In Linn v. United Plant Guard Workers (1966) the Supreme Court noted approvingly that the NLRB does not “police or censor propaganda used in the elections it conducts, but rather leaves to the good sense of the voters the appraisal of such matters, and to opposing parties the task of correcting inaccurate and untruthful statements.” The Court went on to affirm that “debate . . . should be uninhibited, robust, and wide-open, and that it may well include vehement, caustic, and sometimes unpleasantly sharp attacks.”
Notwithstanding the clear intent of the 1947 Congress, and the eager endorsement of that intent by the 1948 NLRB, and the 1966 Supreme Court, the present NLRB demurs. It takes its orders from unions, and unions seek to silence employer speech.
The failed card-check bill would have silenced employer speech because it would have forced an employer to recognize a union as the monopoly bargaining agent over his employees if it collected the signatures of at least 50 percent of them on cards requesting such recognition. There would be no election campaign during which employers could give their side of the debate.
Card Check by Fiat
Union cronies in Congress failed to deliver on card check, but on August 26, 2011, the pro-union NLRB troika—Mark G. Pearce, Craig Becker, and Wilma B. Liebman—created a limited form of card check by regulatory fiat. In its Lamons Gasket decision the troika overturned the Board’s 2007 decision in Dana Corp.
The NLRA permits an employer voluntarily to recognize a union as the monopoly bargaining agent over his employees if the union collects the signatures of at least 30 percent of them on cards that request such recognition. In Dana Corp. the NLRB ruled that when an employer chooses to grant recognition to a union without first letting the employees vote on whether to be subjected to union rule, the affected employees could immediately demand an election to challenge the employer’s voluntary recognition.
In Lamons Gasket the troika declared that the affected employees would have to wait for at least six months, and in some cases up to one year, before they could hold a challenge election. This means that union rule over workers, lasting at least six months, can be achieved by a 30-percent card check rule.
Why would an employer choose to turn his workers over to union rule without a secret ballot election? Because he fears a “corporate campaign.” Following Saul Alinsky’s Rules for Radicals, a union picks a target enterprise to unionize and demands that the target not resist. If the target chooses to defend itself and its workers against unionization, the union forms coalitions with leftist community-activist groups to try to destroy the target’s standing in the community and its relationships with lenders, suppliers and customers. The union and its allies smear the target and its officials as monsters who want to take away their employees’ freedom of association. The union and its allies, often including benighted clergy, claim the moral high ground. But employers who choose to resist really occupy the moral high ground. They promote their employees’ freedom of association.

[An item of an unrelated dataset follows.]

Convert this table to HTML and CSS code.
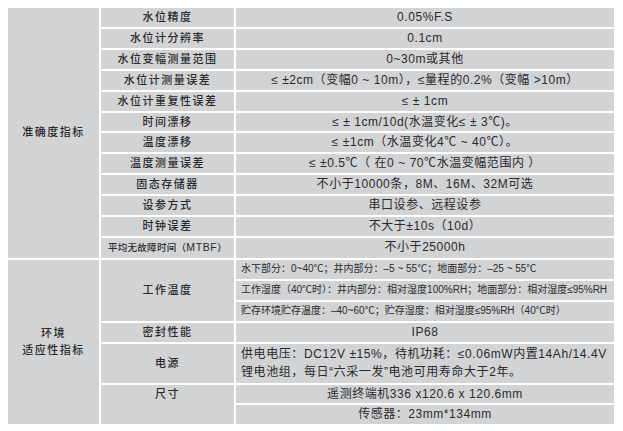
FILE: index.html
```html
<!DOCTYPE html>
<html lang="zh">
<head>
<meta charset="utf-8">
<title>技术参数</title>
<link rel="stylesheet" href="styles.css">
</head>
<body>
<table class="spec">
  <colgroup>
    <col class="c1">
    <col class="c2">
    <col class="c3">
  </colgroup>
  <tbody>
    <tr><td class="group" rowspan="12">准确度指标</td><td class="label">水位精度</td><td class="val">0.05%F.S</td></tr>
    <tr><td class="label">水位计分辨率</td><td class="val">0.1cm</td></tr>
    <tr><td class="label">水位变幅测量范围</td><td class="val">0~30m或其他</td></tr>
    <tr><td class="label">水位计测量误差</td><td class="val">≤ ±2cm（变幅0 ~ 10m），≤量程的0.2%（变幅 &gt;10m）</td></tr>
    <tr><td class="label">水位计重复性误差</td><td class="val">≤ ± 1cm</td></tr>
    <tr><td class="label">时间漂移</td><td class="val">≤ ± 1cm/10d(水温变化≤ ± 3℃)。</td></tr>
    <tr><td class="label">温度漂移</td><td class="val">≤ ±1cm（水温变化4℃ ~ 40℃）。</td></tr>
    <tr><td class="label">温度测量误差</td><td class="val">≤ ±0.5℃（ 在0 ~ 70℃水温变幅范围内 ）</td></tr>
    <tr><td class="label">固态存储器</td><td class="val">不小于10000条，8M、16M、32M可选</td></tr>
    <tr><td class="label">设参方式</td><td class="val">串口设参、远程设参</td></tr>
    <tr><td class="label">时钟误差</td><td class="val">不大于±10s（10d）</td></tr>
    <tr><td class="label label-sm">平均无故障时间（<span class="abbr">MTBF</span>）</td><td class="val">不小于25000h</td></tr>

    <tr><td class="group" rowspan="7">环境<br>适应性指标</td><td class="label" rowspan="3">工作温度</td><td class="val val-sm">水下部分：0~40℃；井内部分：–5 ~ 55℃；地面部分：–25 ~ 55℃</td></tr>
    <tr><td class="val val-sm">工作湿度（40℃时）：井内部分：相对湿度100%RH；地面部分：相对湿度≤95%RH</td></tr>
    <tr><td class="val val-sm">贮存环境贮存温度：–40~60℃；贮存湿度：相对湿度≤95%RH（40℃时）</td></tr>
    <tr><td class="label">密封性能</td><td class="val">IP68</td></tr>
    <tr class="tall"><td class="label">电源</td><td class="val val-left">供电电压：DC12V ±15%，待机功耗：≤0.06mW内置14Ah/14.4V<br>锂电池组，每日“六采一发”电池可用寿命大于2年。</td></tr>
    <tr><td class="label label-top" rowspan="2">尺寸</td><td class="val">遥测终端机336 x120.6 x 120.6mm</td></tr>
    <tr><td class="val">传感器：23mm*134mm</td></tr>
  </tbody>
</table>
</body>
</html>
```
FILE: styles.css
```css
html, body {
  margin: 0;
  padding: 0;
  background: #ffffff;
}

.spec {
  margin: 6px 0 0 6px;
  width: 610px;
  table-layout: fixed;
  border-collapse: separate;
  border-spacing: 2px;
  font-family: "Liberation Sans", "Noto Sans CJK SC", sans-serif;
  color: #2a2a2a;
}

.c1 { width: 91px; }
.c2 { width: 133px; }
.c3 { width: 378px; }

.spec td {
  background: #d2d3d5;
  padding: 0;
  height: 18.9px;
  line-height: 18.9px;
  text-align: center;
  vertical-align: middle;
  white-space: nowrap;
  overflow: hidden;
}

.group {
  font-size: 11px;
  letter-spacing: 1.5px;
  line-height: 17px !important;
  font-weight: 500;
}

.label {
  font-size: 11px;
  letter-spacing: 1.5px;
  font-weight: 500;
}

.label-sm {
  font-size: 9.5px;
  letter-spacing: 0.3px;
}

.abbr {
  font-size: 10.5px;
  letter-spacing: 0.6px;
}

.label-top {
  vertical-align: top !important;
}

.val {
  font-size: 12px;
  letter-spacing: 0.55px;
}

.val-sm {
  font-size: 10px;
  letter-spacing: 0;
  text-align: left !important;
  padding-left: 5px !important;
}

.tall td {
  height: 39px;
}

.val-left {
  text-align: left !important;
  padding-left: 5px !important;
  line-height: 18px !important;
  letter-spacing: 0.58px;
}
```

Shortened Election Process
In another attack on employer campaign speech, in June 2011 the NLRB troika decided to cut the representation election process from its present median of 38 days to ten days. With less time to speak, employers will speak less.
There are several reasons for workers to choose to be union-free. For example, union-free enterprises offer more job security than their union-impaired counterparts because the latter are too sclerotic to frequently changing global market conditions. Union-free firms can reward workers on the basis of productivity. In union-impaired firms pay is based on job classifications and seniority. Union-free workers are free to excel, while union-impaired workers are chained to a contract. Unions promote an adversarial relationship between workers and employers, while union-free employers are free to enlist workers as partners in building durable and growing value.
The NLRA illegitimately forces workers into representation elections. To make matters worse, the current NLRB seeks to obstruct the access of workers to arguments in favor of remaining union-free. Employers are the most reliable conveyors of those arguments. Employers must be free to speak.